How Is The Unemployment Rate Calculated?
By Brad Eldredge, Senior Economist — revised November 18, 2005
In simple terms, the unemployment rate is the number of people looking for work divided by the total number of people in the labor force.
The national unemployment rate is computed solely from the Current Population Survey (CPS) of about 60,000 households conducted by the Census Bureau. Residents of selected households are interviewed about their work experience. From these responses, the Bureau of Labor Statistics then estimates the size of the labor force and the number of people who are jobless.
Montana's unemployment rate and the rates for its individual labor market areas are computed by the Research and Analysis Bureau, Department of Labor and Industry in conjunction with the Bureau of Labor Statistics.
Montana's CPS survey includes 431 households, which is to small a sample to calculate unemployment rate with a reasonable margin of error. Additional information must be used to determine the state's unemployment rate, including the number of nonagricultural jobs in the state and the number of people getting unemployment insurance benefits. This data is entered into a statistical model that produces Montana's labor force estimates.
Individual county, city and metropolitan area rates require even more information. Analysts estimate:
- How many agricultural workers are employed
- How many people are self-employed, unpaid family workers, or working in private households
- The number of people getting unemployment insurance
- Those who have exhausted their unemployment benefits but may still be out of work
- The number of newcomers and people re-entering the workforce
- Agricultural unemployment
These estimates are entered into the model. A complex mathematical process called "additivity" is used to make the numbers for the labor market areas match the state total.
Unemployment estimates are revised on a monthly and yearly basis as updated information becomes available. This includes updated information for census, unemployment claims, household surveys, and employment information.
Most economists agree that a rate around 4.5 percent constitutes full employment — the point at which the number of available jobs matches the number of people seeking work. If unemployment rates drop below the full employment level, a labor market may begin to experience labor shortages and upward pressure on wages.
The unemployment rate has specific limitations. It can't differentiate between full-time and part-time jobs. It doesn't account for people who are underemployed, or working in jobs for which they are overqualified because they can't find a good job. It won't tell you how many people have become so discouraged in their job search that they have given up hope of finding a job.

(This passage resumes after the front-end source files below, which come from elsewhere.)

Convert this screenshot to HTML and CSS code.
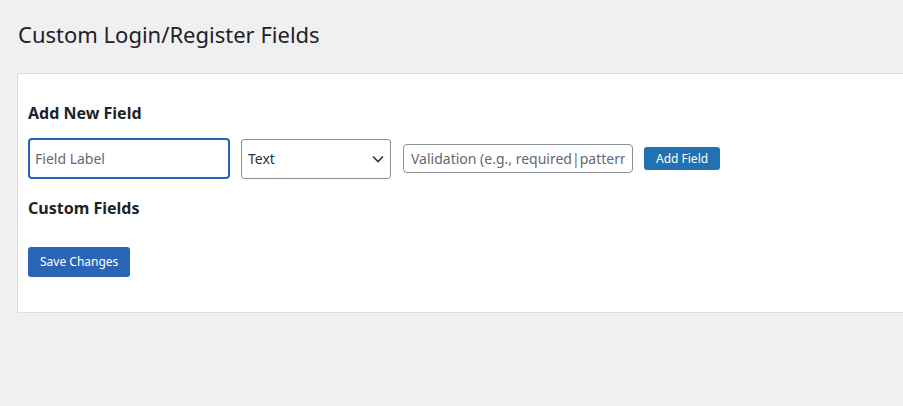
FILE: index.html
```html
<!DOCTYPE html>
<html lang="en">
<head>
<meta charset="utf-8">
<title>Custom Login/Register Fields</title>
<link rel="stylesheet" href="styles.css">
</head>
<body>
<div class="wrap">
  <h1 class="page-title">Custom Login/Register Fields</h1>
  <div class="card">
    <h2 class="section-title">Add New Field</h2>
    <div class="field-row">
      <input class="label-input" type="text" placeholder="Field Label">
      <div class="select-box">
        <span class="select-text">Text</span>
        <svg class="chevron" width="12" height="8" viewBox="0 0 12 8"><path d="M1 1.5 L6 6.5 L11 1.5" fill="none" stroke="#2c3338" stroke-width="1.6"/></svg>
      </div>
      <input class="validation-input" type="text" placeholder="Validation (e.g., required|pattern=...)">
      <button class="btn-add" type="button">Add Field</button>
    </div>
    <h2 class="section-title custom">Custom Fields</h2>
    <button class="btn-save" type="button">Save Changes</button>
  </div>
</div>
</body>
</html>
```
FILE: styles.css
```css
html, body {
  margin: 0;
  padding: 0;
  background: #f0f0f1;
  overflow: hidden;
}
body {
  font-family: "Noto Sans", "Open Sans", sans-serif;
  color: #1d2327;
  width: 903px;
  height: 406px;
}
.wrap {
  padding: 18px 0 0 17px;
}
.page-title {
  margin: 0 0 0 1px;
  font-size: 22px;
  font-weight: 400;
  line-height: 32px;
  color: #1d2327;
}
.card {
  margin-top: 23px;
  width: 886px;
  background: #fff;
  border: 1px solid #dcdcde;
  border-right: none;
  border-radius: 2px 0 0 2px;
  padding: 27px 10px 35px 10px;
  box-sizing: border-box;
}
.section-title {
  margin: 0;
  font-size: 16px;
  font-weight: 700;
  line-height: 24px;
  color: #1d2327;
}
.field-row {
  display: flex;
  align-items: center;
  margin-top: 13px;
}
.label-input {
  width: 202px;
  height: 41px;
  box-sizing: border-box;
  border: 2px solid #2b62b3;
  border-radius: 4px;
  padding: 0 5px;
  font-family: inherit;
  font-size: 14px;
  color: #2c3338;
  outline: none;
}
.label-input::placeholder,
.validation-input::placeholder {
  color: #646970;
  opacity: 1;
}
.select-box {
  margin-left: 11px;
  width: 150px;
  height: 40px;
  box-sizing: border-box;
  border: 1px solid #8c8f94;
  border-radius: 3px;
  display: flex;
  align-items: center;
  justify-content: space-between;
  padding: 0 6px 0 6px;
  font-size: 14px;
  color: #2c3338;
}
.chevron {
  display: block;
}
.validation-input {
  margin-left: 12px;
  width: 230px;
  height: 29px;
  box-sizing: border-box;
  border: 1px solid #8c8f94;
  border-radius: 4px;
  padding: 0 7px;
  font-family: inherit;
  font-size: 14px;
  color: #2c3338;
  outline: none;
}
.btn-add {
  margin-left: 11px;
  height: 23px;
  padding: 0 12px;
  background: #2271b1;
  color: #fff;
  border: none;
  border-radius: 3px;
  font-family: inherit;
  font-size: 12px;
  line-height: 23px;
  cursor: pointer;
}
.section-title.custom {
  margin-top: 17px;
}
.btn-save {
  margin-top: 27px;
  display: block;
  height: 30px;
  padding: 0 12px;
  background: #2b64b5;
  color: #fff;
  border: none;
  border-radius: 3px;
  font-family: inherit;
  font-size: 12px;
  line-height: 30px;
  cursor: pointer;
}
```
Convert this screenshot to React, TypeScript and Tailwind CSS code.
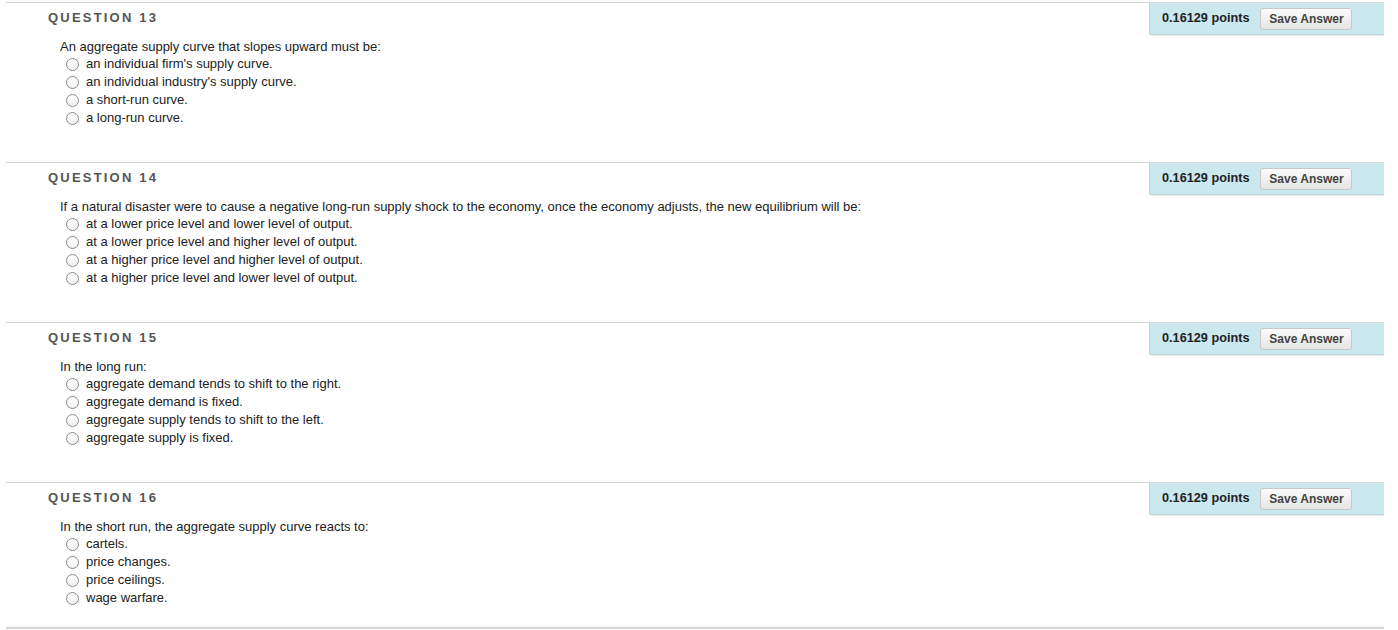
import React from 'react';

type Question = {
  num: number;
  text: string;
  options: string[];
};

const QUESTIONS: Question[] = [
  {
    num: 13,
    text: 'An aggregate supply curve that slopes upward must be:',
    options: [
      "an individual firm's supply curve.",
      "an individual industry's supply curve.",
      'a short-run curve.',
      'a long-run curve.',
    ],
  },
  {
    num: 14,
    text: 'If a natural disaster were to cause a negative long-run supply shock to the economy, once the economy adjusts, the new equilibrium will be:',
    options: [
      'at a lower price level and lower level of output.',
      'at a lower price level and higher level of output.',
      'at a higher price level and higher level of output.',
      'at a higher price level and lower level of output.',
    ],
  },
  {
    num: 15,
    text: 'In the long run:',
    options: [
      'aggregate demand tends to shift to the right.',
      'aggregate demand is fixed.',
      'aggregate supply tends to shift to the left.',
      'aggregate supply is fixed.',
    ],
  },
  {
    num: 16,
    text: 'In the short run, the aggregate supply curve reacts to:',
    options: ['cartels.', 'price changes.', 'price ceilings.', 'wage warfare.'],
  },
];

function Radio() {
  return (
    <span className="inline-block w-[13px] h-[13px] rounded-full border border-[#8c8c8c] bg-gradient-to-b from-white to-[#f1f1f1] shrink-0" />
  );
}

function QuestionBlock({ q, last }: { q: Question; last: boolean }) {
  return (
    <section className={last ? 'h-[145px] border-t border-[#d4d4d4]' : 'h-[160px] border-t border-[#d4d4d4]'}>
      {/* header row: title + points box */}
      <div className="flex items-start justify-between">
        <h3 className="pl-[42px] pt-[7px] text-[13px] leading-[16px] font-bold tracking-[2.2px] text-[#555]">
          QUESTION {q.num}
        </h3>
        <div className="w-[235px] h-[32px] bg-[#cbe8ee] rounded-bl-[3px] border-b border-l border-[#b9d4da] shadow-[0_1px_1px_rgba(0,0,0,0.08)] flex items-center pl-[12px] gap-[11px]">
          <span className="text-[12.7px] font-bold text-[#222]">0.16129 points</span>
          <button
            type="button"
            className="h-[22px] w-[92px] rounded-[3px] border border-[#c8c8c8] bg-gradient-to-b from-[#fbfbfb] to-[#e6e6e6] text-[12px] font-bold text-[#444]"
          >
            Save Answer
          </button>
        </div>
      </div>

      {/* question body */}
      <div className="pl-[54px] pt-[4px] text-[13px] text-[#222]">
        <p className="leading-[16px]">{q.text}</p>
        <ul className="leading-[18px]">
          {q.options.map((opt) => (
            <li key={opt} className="flex items-center gap-[7px] pl-[6px]">
              <Radio />
              <span>{opt}</span>
            </li>
          ))}
        </ul>
      </div>
    </section>
  );
}

export default function App() {
  return (
    <div
      className="bg-white w-[1398px] h-[630px] overflow-hidden pt-[2px] pl-[6px] pr-[14px]"
      style={{ fontFamily: '"Liberation Sans", Arial, sans-serif' }}
    >
      {QUESTIONS.map((q, i) => (
        <QuestionBlock key={q.num} q={q} last={i === QUESTIONS.length - 1} />
      ))}
      <div className="border-t-2 border-[#d8d8d8] shadow-[0_-1px_2px_rgba(0,0,0,0.06)]" />
    </div>
  );
}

Economists concede that there is a margin of error in the rate calculation. Currently, Montana’s statewide unemployment rate estimate has a margin of error of +/- 0.8%. Because of budget limitations, the Bureau of Labor Statistics cannot conduct household surveys in each labor market. Rates for small areas are less precise than larger areas. Although it's not 100 percent accurate, the unemployment rate provides a reasonable approximation of what it is supposed to measure. All states use the same method of calculating the unemployment rate, so rates are comparable across the nation.